Clearly an organisation must have discipline and at certain times decisions arrived at democratically or otherwise in emergency situations have to be carried out without a debate. But they should be open to discussion beforehand if possible and certainly to review afterwards.
That was not the style of the Provisionals and people disagreeing with the leadership’s line were labelled as “troublemakers”, censored from the letters page of their newspaper and isolated by warning others not to associate with the critics – for fear they’d be considered dissenters also.
And since the leadership was ‘always correct’ it followed that the organisation was always correct too. Critics had to shut up or face the fact of exile to the cold outside the movement. And why unite with other groups in a broad front when your leadership is the only correct one`?
All this happened in the past and the Provisionals are no more, just the SF electoral party now.
However, the majority of the current movement of ‘dissidents’, far from carrying out a critical review of past operational principles, seems to have to have learned nothing and to be happily replicating the style and content of the organisation from which many split.
End.
FOOTNOTES
1Even after the 1916 Rising, the electoral massacre of their client ‘nationalist’ party in the 1918 General Elections and the War of Independence 1991-1921, the British ruling class still insisted on retaining Ireland within the Commonwealth structure and even then, just in case, retaining six counties in a direct colony.

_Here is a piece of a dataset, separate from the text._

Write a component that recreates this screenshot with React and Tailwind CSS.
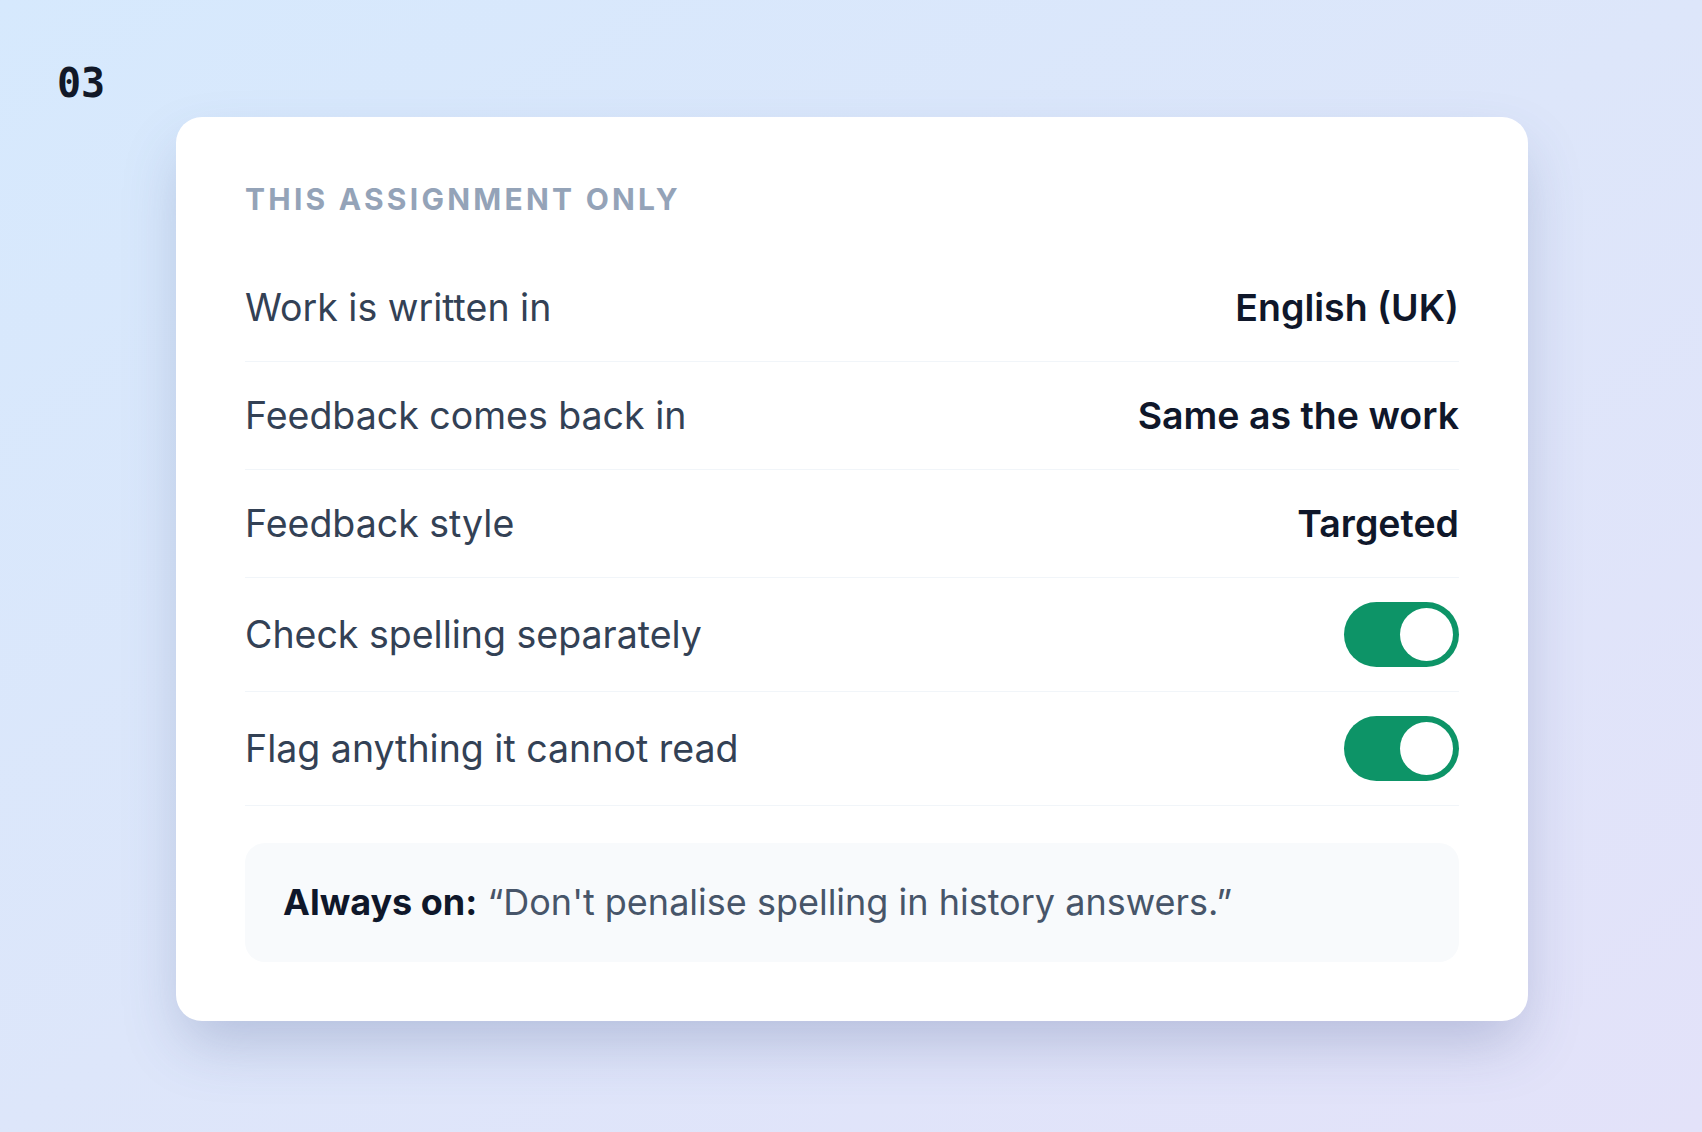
import React from "react";

const rows = [
  { label: "Work is written in", value: "English (UK)" },
  { label: "Feedback comes back in", value: "Same as the work" },
  { label: "Feedback style", value: "Targeted" },
  { label: "Check spelling separately", toggle: true },
  { label: "Flag anything it cannot read", toggle: true },
];

function Toggle() {
  return (
    <div className="flex h-[65px] w-[115px] items-center justify-end rounded-full bg-[#0d9467] pr-[6px]">
      <div className="h-[53px] w-[53px] rounded-full bg-white" />
    </div>
  );
}

export default function App() {
  return (
    <div
      className="min-h-[1132px] w-full bg-linear-to-br from-[#d6e9fd] via-[#dde6fa] to-[#e3e2f9] pt-[58px]"
      style={{ fontFamily: "Inter, 'Noto Sans', sans-serif" }}
    >
      <div
        className="ml-[57px] text-[40px] font-bold leading-[50px] text-[#111827]"
        style={{ fontFamily: "'DejaVu Sans Mono', monospace" }}
      >
        03
      </div>
      <div className="ml-[176px] mt-[9px] w-[1352px] rounded-[26px] bg-white px-[69px] pb-[59px] pt-[60px] shadow-[0_28px_60px_-8px_rgba(70,85,140,0.28)]">
        <div className="mb-[32px] text-[30px] font-bold uppercase leading-[45px] tracking-[0.108em] text-[#94a3b8]">
          This assignment only
        </div>
        <div className="flex flex-col">
          {rows.map((r) => (
            <div
              key={r.label}
              className="flex items-center justify-between border-b border-[#f1f5f9] py-6"
            >
              <span className="text-[37.5px] leading-[59px] text-[#334155]">{r.label}</span>
              {r.toggle ? (
                <Toggle />
              ) : (
                <span className="text-[37.5px] font-semibold leading-[59px] text-[#0f172a]">
                  {r.value}
                </span>
              )}
            </div>
          ))}
        </div>
        <div className="mt-[37px] rounded-[20px] bg-[#f8fafc] px-[38px] py-[33px] text-[36px] leading-[53px] text-[#475569]">
          <span className="font-bold text-[#0f172a]">Always on:</span>{" "}
          “Don't penalise spelling in history answers.”
        </div>
      </div>
    </div>
  );
}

2From “gaimbín” in the Irish language, used to describe the opportunist creditors and land-buyers during and in the aftermath of The Great Hunger, now describing an Irish foreign-dependent capitalist class.
3Provisional Sinn Féin not only did not lead those struggles but in some cases opposed them.
4A long armed resistance war entails a heavy toll on the fighters (in deaths and jailings) and their community and, as the decades go by without any sign of victory, war-weariness sets in creating fertile ground for growing a pacification process.